_Entries shown_
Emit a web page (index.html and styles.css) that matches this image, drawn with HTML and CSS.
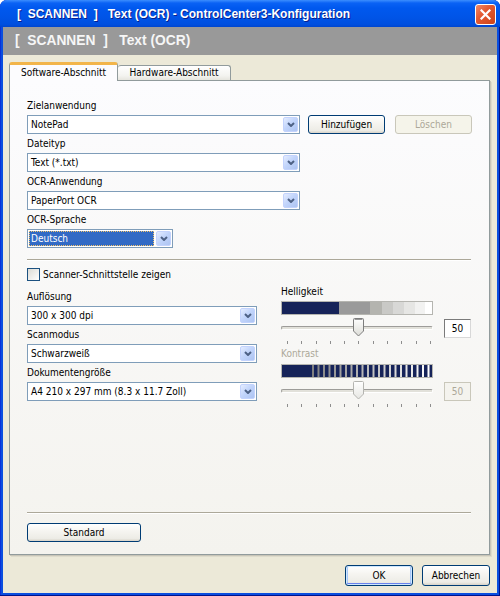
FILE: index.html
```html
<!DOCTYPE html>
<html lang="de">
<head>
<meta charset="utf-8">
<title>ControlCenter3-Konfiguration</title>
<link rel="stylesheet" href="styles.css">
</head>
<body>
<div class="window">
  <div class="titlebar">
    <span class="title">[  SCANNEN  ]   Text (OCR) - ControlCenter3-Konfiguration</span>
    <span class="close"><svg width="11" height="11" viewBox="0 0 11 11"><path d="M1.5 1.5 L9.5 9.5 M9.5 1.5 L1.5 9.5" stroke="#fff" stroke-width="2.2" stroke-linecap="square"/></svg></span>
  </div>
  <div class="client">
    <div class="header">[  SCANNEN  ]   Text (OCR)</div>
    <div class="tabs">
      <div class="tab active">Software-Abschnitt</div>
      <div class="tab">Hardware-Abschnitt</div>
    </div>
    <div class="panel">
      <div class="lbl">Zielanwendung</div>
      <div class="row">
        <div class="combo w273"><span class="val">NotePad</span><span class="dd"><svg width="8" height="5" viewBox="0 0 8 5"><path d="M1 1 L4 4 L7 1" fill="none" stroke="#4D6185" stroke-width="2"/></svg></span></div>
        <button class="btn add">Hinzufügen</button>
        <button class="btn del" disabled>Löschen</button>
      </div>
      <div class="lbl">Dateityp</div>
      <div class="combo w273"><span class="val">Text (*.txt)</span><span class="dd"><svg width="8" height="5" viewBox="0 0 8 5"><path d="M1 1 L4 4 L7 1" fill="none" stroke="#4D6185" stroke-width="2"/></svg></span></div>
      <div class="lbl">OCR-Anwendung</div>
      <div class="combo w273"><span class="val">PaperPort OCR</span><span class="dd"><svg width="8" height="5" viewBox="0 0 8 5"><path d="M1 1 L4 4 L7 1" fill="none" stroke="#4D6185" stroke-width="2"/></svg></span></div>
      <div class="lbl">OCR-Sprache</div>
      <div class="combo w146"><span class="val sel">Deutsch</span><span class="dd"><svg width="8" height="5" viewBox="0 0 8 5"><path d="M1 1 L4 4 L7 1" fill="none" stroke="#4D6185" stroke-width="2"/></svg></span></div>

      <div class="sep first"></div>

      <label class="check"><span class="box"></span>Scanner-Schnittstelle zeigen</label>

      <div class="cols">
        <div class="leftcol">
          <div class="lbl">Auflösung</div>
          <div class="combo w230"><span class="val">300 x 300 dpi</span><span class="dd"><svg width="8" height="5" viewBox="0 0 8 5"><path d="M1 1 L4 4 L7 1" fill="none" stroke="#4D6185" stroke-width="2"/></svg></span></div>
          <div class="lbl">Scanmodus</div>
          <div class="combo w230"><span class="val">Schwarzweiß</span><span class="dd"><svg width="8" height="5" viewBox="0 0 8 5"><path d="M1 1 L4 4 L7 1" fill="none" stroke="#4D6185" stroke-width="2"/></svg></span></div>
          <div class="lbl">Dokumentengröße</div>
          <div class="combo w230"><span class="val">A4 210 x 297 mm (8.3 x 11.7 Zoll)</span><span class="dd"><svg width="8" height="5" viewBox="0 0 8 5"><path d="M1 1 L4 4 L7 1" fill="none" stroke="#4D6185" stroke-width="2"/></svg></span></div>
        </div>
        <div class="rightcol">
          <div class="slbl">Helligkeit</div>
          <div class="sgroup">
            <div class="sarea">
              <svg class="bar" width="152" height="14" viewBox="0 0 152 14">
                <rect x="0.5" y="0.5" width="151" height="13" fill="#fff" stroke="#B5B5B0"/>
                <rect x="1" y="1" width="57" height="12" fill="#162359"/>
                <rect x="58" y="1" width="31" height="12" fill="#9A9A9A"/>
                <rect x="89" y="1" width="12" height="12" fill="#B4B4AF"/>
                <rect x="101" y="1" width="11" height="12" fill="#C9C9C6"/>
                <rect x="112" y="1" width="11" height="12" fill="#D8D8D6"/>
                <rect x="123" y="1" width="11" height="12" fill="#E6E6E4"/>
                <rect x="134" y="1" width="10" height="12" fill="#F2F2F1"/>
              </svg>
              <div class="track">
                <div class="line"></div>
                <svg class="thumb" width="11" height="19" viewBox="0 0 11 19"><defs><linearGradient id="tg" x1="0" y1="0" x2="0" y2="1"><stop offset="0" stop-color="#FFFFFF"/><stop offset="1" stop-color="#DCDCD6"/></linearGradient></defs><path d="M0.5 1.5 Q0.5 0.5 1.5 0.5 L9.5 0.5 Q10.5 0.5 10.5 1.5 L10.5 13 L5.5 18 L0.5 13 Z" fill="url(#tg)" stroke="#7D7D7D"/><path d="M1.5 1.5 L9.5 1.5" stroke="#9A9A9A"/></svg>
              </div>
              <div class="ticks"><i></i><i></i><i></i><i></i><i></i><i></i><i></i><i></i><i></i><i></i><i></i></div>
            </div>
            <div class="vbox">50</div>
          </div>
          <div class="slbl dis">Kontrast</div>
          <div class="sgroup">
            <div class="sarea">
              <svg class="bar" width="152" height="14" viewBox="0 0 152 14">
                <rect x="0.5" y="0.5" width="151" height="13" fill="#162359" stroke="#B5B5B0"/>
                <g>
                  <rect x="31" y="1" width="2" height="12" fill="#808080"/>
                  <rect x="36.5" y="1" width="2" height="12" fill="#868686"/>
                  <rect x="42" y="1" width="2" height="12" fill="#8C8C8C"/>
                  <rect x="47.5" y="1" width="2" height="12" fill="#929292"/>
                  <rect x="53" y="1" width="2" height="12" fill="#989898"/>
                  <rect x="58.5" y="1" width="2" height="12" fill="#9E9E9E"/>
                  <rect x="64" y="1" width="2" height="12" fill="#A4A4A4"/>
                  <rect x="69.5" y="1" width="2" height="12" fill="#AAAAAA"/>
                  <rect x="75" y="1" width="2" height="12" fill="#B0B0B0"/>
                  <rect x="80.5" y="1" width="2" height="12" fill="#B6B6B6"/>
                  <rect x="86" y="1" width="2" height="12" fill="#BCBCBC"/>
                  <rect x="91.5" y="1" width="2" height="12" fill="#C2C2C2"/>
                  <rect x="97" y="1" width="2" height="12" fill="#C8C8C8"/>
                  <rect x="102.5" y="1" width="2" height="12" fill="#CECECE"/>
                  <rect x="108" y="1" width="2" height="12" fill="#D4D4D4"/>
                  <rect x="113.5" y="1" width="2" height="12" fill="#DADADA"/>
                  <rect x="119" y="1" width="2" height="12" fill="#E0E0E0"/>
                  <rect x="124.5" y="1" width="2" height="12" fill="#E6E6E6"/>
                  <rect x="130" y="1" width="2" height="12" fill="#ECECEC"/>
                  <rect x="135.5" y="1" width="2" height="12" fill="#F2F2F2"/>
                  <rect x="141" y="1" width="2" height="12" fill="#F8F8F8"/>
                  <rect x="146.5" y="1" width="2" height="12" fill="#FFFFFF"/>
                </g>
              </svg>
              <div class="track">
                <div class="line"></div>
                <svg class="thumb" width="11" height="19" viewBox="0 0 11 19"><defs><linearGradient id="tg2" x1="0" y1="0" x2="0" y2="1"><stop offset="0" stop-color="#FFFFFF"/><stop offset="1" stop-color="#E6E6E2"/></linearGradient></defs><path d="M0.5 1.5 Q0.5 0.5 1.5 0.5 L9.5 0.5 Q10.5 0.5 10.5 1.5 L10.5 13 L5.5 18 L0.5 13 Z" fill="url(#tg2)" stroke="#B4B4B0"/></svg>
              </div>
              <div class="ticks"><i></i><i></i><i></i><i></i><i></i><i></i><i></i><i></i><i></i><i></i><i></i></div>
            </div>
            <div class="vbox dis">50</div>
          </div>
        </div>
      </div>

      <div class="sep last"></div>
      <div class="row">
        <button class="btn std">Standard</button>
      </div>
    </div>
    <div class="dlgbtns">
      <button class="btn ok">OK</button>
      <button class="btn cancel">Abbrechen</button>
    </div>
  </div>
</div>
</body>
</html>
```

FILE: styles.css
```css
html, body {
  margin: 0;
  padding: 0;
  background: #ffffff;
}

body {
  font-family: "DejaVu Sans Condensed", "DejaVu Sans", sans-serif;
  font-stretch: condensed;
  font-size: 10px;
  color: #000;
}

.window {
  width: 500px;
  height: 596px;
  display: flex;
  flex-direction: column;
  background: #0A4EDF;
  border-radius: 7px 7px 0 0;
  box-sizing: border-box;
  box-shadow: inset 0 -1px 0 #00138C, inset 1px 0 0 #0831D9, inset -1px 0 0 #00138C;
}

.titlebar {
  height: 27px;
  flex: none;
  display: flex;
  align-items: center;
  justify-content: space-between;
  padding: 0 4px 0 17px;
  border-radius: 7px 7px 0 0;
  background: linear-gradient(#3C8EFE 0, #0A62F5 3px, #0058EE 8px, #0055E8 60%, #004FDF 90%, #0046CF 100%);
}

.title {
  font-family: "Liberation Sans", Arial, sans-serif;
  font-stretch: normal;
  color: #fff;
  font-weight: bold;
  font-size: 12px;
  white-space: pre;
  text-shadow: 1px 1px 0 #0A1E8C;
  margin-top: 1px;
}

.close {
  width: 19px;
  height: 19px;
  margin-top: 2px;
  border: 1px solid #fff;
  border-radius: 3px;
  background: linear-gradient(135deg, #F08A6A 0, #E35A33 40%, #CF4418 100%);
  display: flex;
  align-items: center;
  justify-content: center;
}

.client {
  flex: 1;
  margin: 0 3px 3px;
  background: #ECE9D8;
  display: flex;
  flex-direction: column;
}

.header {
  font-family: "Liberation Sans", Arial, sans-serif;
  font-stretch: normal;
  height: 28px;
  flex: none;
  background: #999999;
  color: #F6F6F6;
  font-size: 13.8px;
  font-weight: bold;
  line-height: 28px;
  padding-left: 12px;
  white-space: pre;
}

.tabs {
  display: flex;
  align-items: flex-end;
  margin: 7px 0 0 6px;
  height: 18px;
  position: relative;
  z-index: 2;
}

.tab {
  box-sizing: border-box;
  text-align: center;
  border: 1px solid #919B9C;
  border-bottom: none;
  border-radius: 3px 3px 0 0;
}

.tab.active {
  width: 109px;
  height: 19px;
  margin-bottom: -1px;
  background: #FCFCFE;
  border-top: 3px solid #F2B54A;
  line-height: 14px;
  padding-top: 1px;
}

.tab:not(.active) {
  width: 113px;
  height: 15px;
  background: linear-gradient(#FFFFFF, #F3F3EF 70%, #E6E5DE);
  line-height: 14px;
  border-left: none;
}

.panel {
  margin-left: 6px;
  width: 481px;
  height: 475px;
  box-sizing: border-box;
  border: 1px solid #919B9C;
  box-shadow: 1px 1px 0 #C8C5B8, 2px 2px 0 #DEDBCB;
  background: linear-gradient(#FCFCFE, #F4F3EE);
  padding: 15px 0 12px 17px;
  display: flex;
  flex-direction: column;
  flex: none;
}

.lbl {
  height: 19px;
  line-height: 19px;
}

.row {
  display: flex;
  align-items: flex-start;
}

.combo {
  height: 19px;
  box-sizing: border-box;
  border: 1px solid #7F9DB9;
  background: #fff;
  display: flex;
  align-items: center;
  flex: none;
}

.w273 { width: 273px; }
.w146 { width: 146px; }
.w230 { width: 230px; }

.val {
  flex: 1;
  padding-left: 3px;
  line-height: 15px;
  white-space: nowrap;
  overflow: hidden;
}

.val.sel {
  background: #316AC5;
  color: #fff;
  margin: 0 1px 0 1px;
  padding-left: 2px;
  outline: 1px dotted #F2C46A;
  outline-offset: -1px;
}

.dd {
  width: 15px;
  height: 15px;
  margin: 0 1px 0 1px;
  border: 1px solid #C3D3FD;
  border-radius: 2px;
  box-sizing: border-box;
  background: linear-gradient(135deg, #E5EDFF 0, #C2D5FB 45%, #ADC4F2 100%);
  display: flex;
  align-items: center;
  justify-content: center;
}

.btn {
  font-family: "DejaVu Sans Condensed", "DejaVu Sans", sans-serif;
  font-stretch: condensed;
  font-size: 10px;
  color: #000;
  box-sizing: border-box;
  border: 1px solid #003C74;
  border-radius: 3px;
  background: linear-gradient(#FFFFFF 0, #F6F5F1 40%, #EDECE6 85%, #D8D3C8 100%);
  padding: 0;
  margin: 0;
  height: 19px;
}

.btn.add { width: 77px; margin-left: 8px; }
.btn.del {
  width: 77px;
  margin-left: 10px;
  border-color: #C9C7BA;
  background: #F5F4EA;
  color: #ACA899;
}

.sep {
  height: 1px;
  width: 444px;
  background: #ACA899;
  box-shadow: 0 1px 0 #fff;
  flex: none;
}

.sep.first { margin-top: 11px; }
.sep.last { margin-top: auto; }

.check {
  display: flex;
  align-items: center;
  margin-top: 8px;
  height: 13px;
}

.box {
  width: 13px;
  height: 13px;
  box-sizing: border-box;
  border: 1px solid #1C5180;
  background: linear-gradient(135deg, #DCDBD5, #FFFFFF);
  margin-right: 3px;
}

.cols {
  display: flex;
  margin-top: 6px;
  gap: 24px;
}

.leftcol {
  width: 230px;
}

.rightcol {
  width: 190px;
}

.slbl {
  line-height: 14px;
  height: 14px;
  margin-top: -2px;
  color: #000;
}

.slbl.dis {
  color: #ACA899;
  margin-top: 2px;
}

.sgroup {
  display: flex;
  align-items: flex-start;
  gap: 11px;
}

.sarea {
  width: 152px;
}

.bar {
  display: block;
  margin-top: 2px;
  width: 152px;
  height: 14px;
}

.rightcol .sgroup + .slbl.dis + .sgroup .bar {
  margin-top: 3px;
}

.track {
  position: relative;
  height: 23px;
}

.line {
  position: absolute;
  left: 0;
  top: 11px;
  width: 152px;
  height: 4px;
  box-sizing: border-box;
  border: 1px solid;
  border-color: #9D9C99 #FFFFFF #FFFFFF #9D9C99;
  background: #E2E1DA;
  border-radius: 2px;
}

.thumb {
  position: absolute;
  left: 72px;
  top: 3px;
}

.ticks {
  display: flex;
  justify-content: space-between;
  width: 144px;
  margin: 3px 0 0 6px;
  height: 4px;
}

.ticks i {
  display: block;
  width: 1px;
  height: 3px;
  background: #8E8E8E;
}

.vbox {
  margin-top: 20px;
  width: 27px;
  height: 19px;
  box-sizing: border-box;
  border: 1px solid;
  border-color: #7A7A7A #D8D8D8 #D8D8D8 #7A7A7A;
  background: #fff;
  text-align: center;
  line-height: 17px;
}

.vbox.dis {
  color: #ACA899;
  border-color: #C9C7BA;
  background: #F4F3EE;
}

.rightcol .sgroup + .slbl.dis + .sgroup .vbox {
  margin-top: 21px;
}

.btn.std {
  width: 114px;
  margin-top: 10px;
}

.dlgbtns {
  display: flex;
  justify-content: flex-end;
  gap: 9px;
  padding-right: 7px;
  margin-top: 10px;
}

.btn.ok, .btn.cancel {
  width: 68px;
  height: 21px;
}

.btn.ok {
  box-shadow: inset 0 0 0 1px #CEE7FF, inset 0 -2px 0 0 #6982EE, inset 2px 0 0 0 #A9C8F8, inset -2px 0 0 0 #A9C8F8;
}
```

--

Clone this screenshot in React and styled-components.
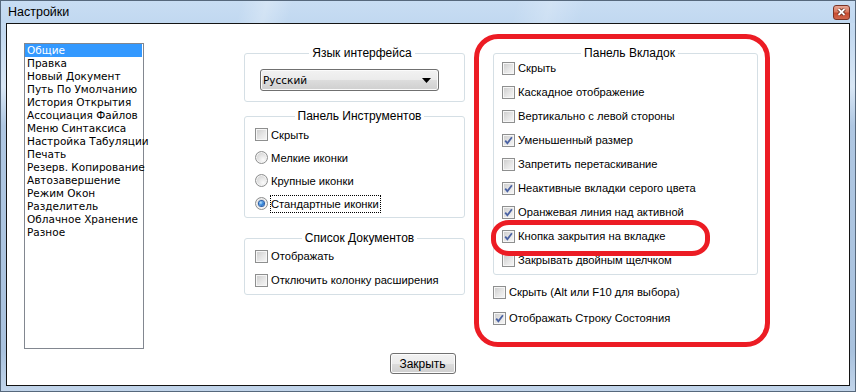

...

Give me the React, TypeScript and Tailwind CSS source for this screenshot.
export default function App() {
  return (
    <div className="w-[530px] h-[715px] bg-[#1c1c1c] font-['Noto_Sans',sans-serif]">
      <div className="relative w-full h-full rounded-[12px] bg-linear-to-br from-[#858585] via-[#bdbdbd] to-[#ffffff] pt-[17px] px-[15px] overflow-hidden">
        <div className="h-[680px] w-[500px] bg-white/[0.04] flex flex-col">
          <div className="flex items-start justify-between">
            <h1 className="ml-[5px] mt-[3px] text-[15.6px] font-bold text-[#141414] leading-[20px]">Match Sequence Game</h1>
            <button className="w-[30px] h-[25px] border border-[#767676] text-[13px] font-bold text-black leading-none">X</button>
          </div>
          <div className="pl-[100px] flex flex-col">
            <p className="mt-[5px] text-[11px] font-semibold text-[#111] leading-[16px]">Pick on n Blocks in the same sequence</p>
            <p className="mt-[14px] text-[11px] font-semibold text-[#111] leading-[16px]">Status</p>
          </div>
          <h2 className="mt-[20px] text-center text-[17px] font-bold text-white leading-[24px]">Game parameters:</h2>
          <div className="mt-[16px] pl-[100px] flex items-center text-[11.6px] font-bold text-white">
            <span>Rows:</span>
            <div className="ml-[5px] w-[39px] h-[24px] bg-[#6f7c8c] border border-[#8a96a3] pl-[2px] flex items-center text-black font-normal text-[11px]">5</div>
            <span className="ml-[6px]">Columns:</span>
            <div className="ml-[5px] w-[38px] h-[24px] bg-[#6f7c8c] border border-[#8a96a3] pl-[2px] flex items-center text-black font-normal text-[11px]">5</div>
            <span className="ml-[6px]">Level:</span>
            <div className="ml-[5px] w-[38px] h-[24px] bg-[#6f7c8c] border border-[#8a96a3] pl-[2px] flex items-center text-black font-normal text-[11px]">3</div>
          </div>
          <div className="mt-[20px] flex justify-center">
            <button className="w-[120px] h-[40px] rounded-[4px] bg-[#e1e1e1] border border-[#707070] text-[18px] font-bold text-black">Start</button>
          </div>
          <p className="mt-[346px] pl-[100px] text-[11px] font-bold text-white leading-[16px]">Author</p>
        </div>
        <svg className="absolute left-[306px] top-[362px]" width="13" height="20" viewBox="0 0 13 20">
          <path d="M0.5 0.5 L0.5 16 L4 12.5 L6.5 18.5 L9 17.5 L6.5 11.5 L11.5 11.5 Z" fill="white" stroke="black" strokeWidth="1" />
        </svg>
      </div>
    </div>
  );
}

_What you should do_
In the entries above, identify every line with the word "this". Copy those lines.

_Solution_
Emit a web page (index.html and styles.css) that matches this image, drawn with HTML and CSS.
Clone this screenshot in React and styled-components.
Give me the React, TypeScript and Tailwind CSS source for this screenshot.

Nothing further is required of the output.